RECORDS SUPPLIED:
— Begin —
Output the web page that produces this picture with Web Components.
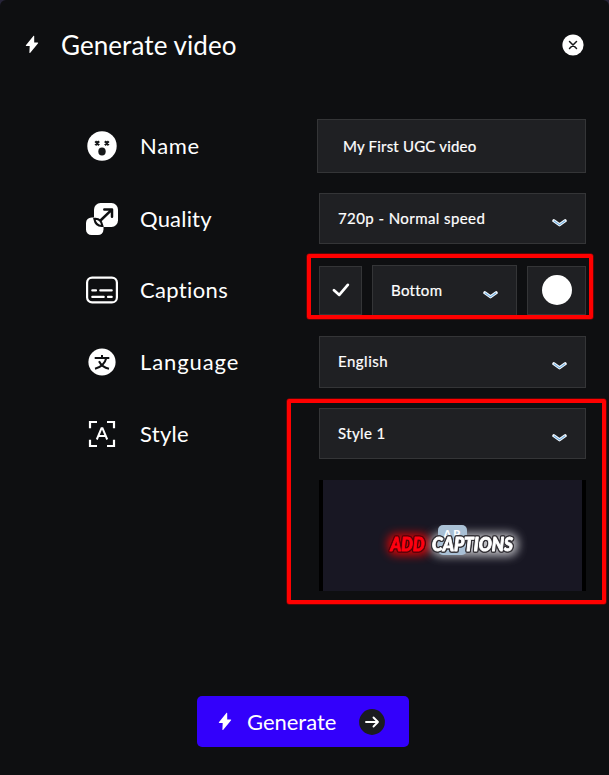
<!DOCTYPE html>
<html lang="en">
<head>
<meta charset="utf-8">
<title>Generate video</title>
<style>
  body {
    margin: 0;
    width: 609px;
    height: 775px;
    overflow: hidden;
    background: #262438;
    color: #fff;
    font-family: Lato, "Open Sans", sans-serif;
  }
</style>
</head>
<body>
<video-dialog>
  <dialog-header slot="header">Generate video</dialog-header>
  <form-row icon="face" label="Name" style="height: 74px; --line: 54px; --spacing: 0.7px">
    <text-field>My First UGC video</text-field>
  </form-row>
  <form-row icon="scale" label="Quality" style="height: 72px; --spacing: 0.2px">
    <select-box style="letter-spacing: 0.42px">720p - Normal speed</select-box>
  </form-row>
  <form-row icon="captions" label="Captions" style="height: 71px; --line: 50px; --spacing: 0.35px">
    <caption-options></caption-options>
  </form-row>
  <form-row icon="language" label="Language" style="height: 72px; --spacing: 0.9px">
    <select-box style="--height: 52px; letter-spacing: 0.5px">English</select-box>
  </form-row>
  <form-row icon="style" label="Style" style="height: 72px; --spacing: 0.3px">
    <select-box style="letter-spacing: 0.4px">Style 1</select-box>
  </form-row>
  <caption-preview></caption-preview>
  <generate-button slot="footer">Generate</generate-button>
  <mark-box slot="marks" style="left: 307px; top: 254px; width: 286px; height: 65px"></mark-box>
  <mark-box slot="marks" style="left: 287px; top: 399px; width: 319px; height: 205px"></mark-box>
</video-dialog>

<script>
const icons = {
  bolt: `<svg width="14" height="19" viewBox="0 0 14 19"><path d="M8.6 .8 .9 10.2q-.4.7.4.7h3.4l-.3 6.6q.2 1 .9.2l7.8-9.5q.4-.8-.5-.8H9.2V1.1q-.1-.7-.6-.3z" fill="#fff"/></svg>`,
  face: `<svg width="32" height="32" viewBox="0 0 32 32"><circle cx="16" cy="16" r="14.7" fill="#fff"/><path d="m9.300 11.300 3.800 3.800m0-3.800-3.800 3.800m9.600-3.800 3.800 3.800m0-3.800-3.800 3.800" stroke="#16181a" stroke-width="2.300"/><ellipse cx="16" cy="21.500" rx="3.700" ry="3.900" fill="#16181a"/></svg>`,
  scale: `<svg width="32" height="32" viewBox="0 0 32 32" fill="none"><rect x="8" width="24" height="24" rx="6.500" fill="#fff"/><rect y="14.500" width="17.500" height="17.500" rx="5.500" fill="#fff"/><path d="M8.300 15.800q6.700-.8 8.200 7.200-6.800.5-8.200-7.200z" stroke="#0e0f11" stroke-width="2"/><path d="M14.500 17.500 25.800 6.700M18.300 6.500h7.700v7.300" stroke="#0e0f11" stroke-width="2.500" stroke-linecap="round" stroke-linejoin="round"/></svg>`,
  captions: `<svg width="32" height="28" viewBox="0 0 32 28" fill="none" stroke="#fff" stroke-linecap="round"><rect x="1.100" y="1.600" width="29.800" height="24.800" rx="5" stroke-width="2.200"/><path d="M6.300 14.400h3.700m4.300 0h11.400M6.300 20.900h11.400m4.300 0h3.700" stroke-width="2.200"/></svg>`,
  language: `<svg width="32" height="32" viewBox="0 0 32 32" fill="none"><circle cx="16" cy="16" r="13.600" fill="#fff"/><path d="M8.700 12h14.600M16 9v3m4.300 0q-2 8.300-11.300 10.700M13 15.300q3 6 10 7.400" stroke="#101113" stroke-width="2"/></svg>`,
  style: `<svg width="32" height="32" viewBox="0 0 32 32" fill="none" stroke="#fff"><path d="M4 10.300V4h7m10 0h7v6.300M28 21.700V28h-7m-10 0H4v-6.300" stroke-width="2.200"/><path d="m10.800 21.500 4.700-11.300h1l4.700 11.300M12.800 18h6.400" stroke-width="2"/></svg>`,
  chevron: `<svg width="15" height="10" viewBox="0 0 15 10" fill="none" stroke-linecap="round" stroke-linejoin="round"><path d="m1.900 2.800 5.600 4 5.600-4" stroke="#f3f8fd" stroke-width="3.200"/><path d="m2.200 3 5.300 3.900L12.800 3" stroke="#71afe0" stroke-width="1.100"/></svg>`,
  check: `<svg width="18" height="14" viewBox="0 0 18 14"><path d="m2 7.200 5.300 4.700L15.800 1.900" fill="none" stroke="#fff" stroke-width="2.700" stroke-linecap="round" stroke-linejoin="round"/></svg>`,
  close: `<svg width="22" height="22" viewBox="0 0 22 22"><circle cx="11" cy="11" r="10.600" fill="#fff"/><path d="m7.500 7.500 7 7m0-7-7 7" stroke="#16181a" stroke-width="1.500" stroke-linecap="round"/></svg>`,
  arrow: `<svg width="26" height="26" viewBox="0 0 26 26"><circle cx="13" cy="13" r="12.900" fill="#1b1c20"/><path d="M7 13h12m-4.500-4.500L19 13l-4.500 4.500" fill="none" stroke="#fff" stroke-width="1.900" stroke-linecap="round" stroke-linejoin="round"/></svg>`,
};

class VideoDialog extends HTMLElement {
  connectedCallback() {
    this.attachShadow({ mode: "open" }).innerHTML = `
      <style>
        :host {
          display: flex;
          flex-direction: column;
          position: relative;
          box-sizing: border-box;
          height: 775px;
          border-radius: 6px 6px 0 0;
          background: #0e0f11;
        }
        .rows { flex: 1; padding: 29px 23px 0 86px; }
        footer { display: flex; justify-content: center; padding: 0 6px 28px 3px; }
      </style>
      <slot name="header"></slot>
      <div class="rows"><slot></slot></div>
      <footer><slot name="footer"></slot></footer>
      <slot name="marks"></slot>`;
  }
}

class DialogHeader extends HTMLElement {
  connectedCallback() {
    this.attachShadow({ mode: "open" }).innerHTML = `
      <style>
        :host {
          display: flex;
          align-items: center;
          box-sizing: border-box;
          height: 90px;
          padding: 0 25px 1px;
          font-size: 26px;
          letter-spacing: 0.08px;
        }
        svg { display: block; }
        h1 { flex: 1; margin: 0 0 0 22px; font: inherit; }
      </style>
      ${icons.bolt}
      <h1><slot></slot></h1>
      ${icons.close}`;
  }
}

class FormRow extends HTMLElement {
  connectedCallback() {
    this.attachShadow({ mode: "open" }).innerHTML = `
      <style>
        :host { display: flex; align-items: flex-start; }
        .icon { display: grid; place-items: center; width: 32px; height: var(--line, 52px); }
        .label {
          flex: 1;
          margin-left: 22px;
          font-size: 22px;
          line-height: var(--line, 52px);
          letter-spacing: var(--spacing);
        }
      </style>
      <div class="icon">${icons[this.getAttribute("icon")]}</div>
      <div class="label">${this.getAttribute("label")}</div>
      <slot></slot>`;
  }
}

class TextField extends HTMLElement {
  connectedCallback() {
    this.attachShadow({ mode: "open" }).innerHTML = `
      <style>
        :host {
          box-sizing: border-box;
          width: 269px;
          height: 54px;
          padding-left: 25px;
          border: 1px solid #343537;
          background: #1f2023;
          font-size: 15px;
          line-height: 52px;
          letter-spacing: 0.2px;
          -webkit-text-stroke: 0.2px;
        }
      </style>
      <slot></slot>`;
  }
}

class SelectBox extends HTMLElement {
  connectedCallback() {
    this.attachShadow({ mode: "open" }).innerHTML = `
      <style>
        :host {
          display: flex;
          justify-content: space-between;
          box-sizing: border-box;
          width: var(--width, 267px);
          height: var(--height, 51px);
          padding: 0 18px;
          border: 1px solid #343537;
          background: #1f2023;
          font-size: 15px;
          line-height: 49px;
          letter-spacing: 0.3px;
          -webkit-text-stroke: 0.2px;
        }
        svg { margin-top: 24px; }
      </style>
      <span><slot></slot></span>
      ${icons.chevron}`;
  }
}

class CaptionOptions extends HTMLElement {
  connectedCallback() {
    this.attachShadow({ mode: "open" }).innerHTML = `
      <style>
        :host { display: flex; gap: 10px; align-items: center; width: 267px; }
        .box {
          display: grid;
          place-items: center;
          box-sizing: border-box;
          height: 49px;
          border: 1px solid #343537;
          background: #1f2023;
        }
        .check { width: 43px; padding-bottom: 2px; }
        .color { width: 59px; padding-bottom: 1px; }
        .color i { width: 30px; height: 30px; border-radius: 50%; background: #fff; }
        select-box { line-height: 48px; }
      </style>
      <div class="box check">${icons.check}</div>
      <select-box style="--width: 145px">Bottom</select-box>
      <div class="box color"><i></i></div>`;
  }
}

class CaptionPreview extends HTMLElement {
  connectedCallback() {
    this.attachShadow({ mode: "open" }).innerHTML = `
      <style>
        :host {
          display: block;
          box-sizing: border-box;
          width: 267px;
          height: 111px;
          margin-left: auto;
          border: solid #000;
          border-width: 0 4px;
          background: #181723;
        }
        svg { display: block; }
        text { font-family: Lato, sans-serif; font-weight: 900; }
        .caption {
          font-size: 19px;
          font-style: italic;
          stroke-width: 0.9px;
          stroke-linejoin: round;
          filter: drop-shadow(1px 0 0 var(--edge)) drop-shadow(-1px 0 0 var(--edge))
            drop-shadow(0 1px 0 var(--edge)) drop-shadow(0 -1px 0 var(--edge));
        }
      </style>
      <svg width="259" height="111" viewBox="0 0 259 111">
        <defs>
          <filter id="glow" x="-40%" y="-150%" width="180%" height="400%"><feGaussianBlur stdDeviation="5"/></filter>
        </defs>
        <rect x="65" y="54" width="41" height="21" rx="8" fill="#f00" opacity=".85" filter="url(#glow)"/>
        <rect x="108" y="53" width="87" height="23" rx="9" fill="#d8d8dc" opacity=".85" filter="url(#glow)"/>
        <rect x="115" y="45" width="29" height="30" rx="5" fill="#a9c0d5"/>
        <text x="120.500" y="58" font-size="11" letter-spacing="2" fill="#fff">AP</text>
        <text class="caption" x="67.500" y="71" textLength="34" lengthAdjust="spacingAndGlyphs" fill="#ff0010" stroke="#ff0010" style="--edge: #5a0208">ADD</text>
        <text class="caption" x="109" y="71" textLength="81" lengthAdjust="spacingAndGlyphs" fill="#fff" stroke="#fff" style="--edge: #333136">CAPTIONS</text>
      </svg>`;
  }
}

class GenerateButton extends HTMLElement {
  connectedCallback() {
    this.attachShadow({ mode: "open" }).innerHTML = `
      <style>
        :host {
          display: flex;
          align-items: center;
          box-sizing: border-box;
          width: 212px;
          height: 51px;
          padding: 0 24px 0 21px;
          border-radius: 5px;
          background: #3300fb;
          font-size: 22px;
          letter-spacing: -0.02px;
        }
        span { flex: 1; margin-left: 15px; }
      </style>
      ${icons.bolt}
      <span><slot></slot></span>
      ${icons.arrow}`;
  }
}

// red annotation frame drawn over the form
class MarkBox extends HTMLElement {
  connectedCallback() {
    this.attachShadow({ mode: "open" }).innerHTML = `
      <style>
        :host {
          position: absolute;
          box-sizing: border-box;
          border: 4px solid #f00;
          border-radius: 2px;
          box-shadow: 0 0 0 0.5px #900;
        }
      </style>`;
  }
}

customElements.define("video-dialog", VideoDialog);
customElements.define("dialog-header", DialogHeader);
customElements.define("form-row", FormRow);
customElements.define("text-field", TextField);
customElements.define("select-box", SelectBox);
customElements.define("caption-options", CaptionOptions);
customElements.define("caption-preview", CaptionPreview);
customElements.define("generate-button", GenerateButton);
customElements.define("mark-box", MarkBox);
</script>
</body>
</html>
— End —
— Begin —
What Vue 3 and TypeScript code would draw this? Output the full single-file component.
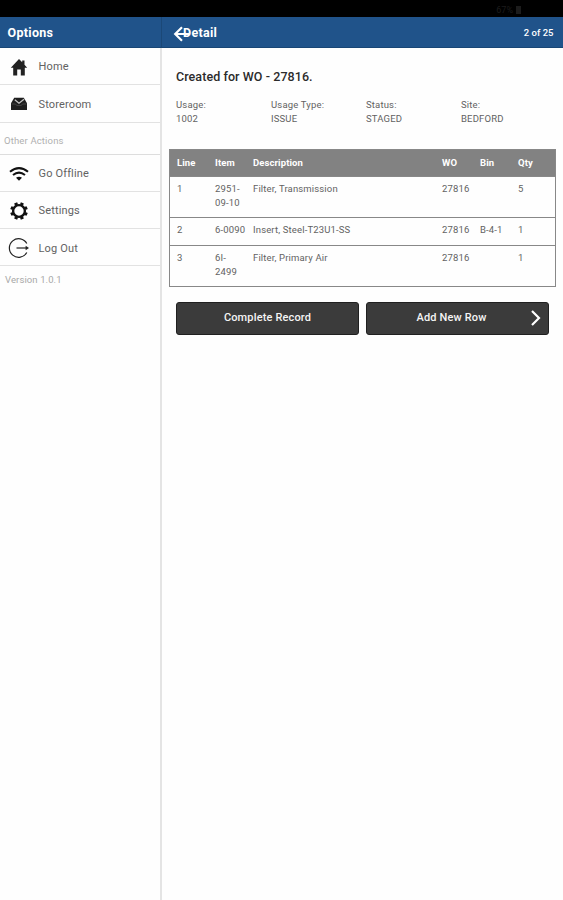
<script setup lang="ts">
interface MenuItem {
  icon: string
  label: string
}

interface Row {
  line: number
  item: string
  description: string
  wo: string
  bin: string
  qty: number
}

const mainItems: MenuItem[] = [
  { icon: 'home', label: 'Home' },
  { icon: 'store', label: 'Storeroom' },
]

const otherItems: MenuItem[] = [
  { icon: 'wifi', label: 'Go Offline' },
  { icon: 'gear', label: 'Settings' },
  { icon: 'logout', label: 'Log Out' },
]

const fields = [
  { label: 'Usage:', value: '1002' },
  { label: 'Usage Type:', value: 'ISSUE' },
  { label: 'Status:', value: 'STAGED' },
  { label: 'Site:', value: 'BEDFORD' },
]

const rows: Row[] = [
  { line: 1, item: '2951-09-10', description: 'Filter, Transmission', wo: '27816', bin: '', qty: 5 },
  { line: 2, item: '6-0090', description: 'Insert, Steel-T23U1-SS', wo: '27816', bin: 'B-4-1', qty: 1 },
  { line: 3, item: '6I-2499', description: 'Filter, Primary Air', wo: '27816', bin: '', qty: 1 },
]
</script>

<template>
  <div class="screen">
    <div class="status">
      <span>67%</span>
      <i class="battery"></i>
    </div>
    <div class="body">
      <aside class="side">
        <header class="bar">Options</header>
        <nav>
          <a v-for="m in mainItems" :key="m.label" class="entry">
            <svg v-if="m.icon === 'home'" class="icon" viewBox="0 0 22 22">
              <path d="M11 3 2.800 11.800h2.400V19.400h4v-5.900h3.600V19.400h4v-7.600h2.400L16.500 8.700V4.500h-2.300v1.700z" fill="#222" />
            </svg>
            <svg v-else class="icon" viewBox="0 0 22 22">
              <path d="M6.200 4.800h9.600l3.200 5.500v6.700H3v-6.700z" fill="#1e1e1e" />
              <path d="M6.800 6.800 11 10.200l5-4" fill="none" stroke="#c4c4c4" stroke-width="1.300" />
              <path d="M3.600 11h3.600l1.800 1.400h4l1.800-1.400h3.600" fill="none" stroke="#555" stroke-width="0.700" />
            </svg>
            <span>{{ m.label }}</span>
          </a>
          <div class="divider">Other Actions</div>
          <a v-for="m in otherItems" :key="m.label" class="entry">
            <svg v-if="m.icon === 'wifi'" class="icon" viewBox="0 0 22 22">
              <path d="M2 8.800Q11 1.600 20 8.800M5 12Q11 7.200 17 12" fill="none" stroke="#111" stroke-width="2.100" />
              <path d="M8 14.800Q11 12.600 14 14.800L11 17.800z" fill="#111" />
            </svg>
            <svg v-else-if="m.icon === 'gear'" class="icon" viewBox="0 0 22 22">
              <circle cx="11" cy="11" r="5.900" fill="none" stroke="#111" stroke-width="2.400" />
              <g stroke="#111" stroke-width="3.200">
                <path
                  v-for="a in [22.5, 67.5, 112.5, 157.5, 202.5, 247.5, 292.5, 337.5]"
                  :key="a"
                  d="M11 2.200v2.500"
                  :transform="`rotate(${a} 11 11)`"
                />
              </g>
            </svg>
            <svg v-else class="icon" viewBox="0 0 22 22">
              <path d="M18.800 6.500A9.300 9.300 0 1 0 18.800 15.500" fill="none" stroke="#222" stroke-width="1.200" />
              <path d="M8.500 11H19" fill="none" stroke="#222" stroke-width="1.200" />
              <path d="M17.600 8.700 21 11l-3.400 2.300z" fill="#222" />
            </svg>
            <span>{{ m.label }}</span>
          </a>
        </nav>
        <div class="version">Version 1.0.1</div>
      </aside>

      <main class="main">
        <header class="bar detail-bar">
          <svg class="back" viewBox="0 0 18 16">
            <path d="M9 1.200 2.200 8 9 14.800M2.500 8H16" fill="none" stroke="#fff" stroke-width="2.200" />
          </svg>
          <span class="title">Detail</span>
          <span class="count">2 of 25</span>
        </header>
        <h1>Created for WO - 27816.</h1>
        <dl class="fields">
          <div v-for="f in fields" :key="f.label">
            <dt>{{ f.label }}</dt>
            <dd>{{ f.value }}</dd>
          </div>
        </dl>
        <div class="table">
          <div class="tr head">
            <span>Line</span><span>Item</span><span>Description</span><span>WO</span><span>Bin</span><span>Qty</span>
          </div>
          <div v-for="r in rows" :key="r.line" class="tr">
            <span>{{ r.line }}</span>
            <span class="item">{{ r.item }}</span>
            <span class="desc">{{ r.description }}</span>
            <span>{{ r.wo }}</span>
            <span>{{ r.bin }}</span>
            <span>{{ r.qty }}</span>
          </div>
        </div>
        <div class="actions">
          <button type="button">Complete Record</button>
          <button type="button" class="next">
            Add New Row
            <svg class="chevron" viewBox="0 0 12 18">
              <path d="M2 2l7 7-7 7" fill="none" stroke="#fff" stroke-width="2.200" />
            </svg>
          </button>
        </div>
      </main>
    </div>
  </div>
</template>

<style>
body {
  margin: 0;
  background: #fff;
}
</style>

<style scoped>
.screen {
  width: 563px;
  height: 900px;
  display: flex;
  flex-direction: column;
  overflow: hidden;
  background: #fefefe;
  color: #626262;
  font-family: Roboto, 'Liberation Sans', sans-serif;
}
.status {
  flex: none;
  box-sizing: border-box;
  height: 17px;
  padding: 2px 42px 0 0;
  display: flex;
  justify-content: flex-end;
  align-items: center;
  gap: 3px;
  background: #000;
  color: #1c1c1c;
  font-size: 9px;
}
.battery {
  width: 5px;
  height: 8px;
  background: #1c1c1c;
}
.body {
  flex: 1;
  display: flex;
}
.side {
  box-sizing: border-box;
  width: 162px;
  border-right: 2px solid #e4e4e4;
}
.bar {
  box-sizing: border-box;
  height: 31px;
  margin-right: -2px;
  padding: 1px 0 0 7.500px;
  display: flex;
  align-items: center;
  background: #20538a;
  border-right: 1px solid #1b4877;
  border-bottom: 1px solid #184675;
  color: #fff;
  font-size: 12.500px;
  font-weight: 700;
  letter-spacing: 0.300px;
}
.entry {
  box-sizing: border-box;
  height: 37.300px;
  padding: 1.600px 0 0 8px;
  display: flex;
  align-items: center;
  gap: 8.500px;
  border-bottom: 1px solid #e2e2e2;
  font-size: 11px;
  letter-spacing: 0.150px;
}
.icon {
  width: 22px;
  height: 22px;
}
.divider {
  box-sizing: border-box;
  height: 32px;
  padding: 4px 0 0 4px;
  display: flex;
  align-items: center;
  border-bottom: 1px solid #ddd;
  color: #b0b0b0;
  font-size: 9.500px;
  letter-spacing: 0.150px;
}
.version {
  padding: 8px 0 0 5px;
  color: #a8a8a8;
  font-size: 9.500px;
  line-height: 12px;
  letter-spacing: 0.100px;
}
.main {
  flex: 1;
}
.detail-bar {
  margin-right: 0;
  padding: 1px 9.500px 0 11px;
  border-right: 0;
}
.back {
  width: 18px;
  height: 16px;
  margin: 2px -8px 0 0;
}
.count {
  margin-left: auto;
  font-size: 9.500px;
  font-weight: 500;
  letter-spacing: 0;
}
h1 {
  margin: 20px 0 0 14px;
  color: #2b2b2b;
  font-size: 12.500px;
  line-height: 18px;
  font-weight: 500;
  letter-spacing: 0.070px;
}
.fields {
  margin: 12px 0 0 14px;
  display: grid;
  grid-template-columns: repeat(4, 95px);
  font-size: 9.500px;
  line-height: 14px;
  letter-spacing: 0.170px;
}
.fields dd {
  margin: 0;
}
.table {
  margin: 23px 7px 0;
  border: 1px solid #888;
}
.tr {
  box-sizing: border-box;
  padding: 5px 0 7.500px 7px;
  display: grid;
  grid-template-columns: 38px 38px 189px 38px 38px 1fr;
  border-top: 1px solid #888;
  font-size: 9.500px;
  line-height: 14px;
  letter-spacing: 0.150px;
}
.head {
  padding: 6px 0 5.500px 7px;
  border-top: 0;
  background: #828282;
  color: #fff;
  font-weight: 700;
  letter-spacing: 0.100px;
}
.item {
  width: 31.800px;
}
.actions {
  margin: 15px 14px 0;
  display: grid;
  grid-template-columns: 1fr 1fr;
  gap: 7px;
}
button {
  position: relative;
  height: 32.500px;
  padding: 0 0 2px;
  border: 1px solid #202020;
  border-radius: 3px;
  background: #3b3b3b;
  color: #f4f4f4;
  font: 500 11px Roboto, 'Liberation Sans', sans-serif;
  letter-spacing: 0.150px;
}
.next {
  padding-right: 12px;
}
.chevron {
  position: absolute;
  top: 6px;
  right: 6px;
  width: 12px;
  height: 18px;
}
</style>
— End —
WORK INSTRUCTIONS:
Among the lines above, how many contain the string "Output"? State the number alone.

RESULT OF THE TASK:
2